The parallels to an Olympic athlete are striking: years of sacrifice and hard work towards a precisely-defined goal, with one final performance when it really counts. If you succeed, a medal is hung around your neck; if you fail, you must find consolation and fulfillment in the journey itself.

The engineers at JPL know all too well the Olympic parallel: I just heard NASA Deputy Administrator Laurie Barber refer to swimmer Michael Phelps as “not the only one to hold his breath the whole time.”

What a fantastic day for JPL, NASA, and planetary science.

Aug 7
Today Adam Frank wrote this excellent piece for about how seemingly impossible tasks can be solved, as long as we all work together solve them.

Aug 9
Watching the live stream from JPL was completely engrossing, and the ongoing data we are getting (full color photos! GAH!) is just astounding.  David is right…the parallels with Olympic sport are uncanny.  One other similarity is the months and years spent in training (development for the scientists) that no one sees or cares about until the event happens.  Even then, that training is merely a footnote. We, the general populace, have no idea what that is like.  It’s more than just a job; more than a career.
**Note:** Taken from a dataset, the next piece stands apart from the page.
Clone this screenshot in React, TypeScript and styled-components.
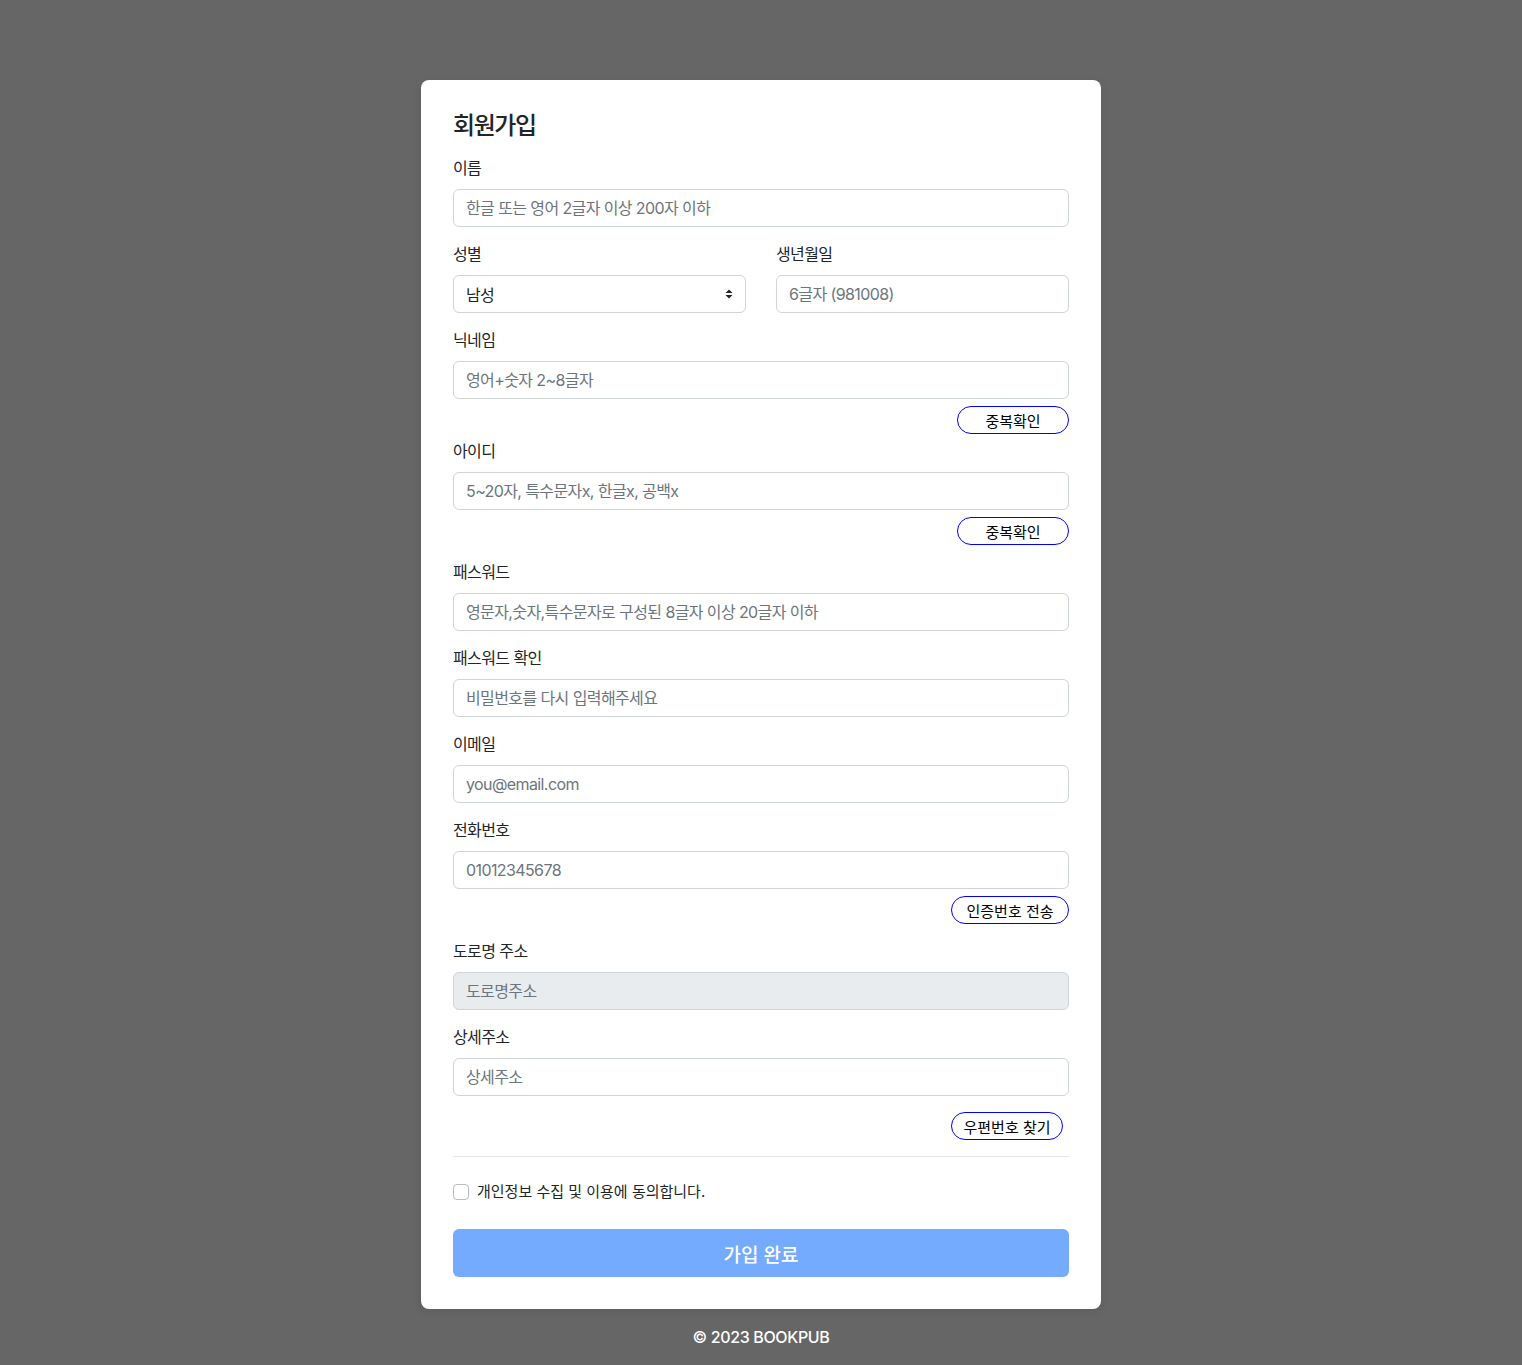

It’s truly a lifestyle, something that is completely consuming for the athlete (or scientist). And something I have a hard time really grasping, but I do my best to appreciate the commitment.

Life Without Friction

David pointed me to this excellent NYT opinion piece earlier. Great read, very thorough. So why am I talking about it, when I should just link it and then go my merry way?

Because I think he blows by something crucial, and that is how we have worked so hard to remove friction from all of our interactions. There’s a couple of things…first, it has become important to us to make sharing easy. As an example, I believe Google + would have more traction if it integrated more easily with existing apps like Twitter and Facebook. But it won’t, because Google wants the mindshare. What that means to me, a Google + user, is that I have to post info about this particular blog post more than once. I have to do it twice, at the least. Yes, it’s totally a first world problem, but this rings true for all of us.  Another example: swiping your credit card through a mag strip reader has become so cumbersome for Americans that we have implemented technologies that allow us to just wave the card in your general direction. I like how this particular example  removes ACTUAL friction, and not just perceived toilsome logic steps. Because of the removal of friction, we have become a society that overshares our data, and what government or business in the world doesn’t want that?

And then we get our panties in a wad when we read about how that government or organization is using those very same technologies to track our movements.

So, before I proceed further, I should make one thing clear. I don’t think ANY agency should be allowed to just approach my tracker carrier and get all of that information without a warrant. IMO, that is a fourth amendment violation. But we threw that right away, as a country, a LONG time ago.

The second part of this issue is that, by removing the friction, we have made the person and the data inseparable. There is absolutely no way to remove that data footprint from the digital world. This poses loads of challenges, not least of which is that we can no longer grow past any youthful indiscretion. That data will always exist, and will continue to exist long after our metabolic processes are history. And what about data that gets added to our digital life that isn’t ours? You think that doesn’t happen? Do you know how easy it is for me to impersonate you? It’s frightfully easy, and even if I’m only marginally successful, that data now has the potential to follow you around forever.

In my mind, I would like to have more friction. Friction is a reminder that I’m doing something real, and that I should think about the consequences of that particular action.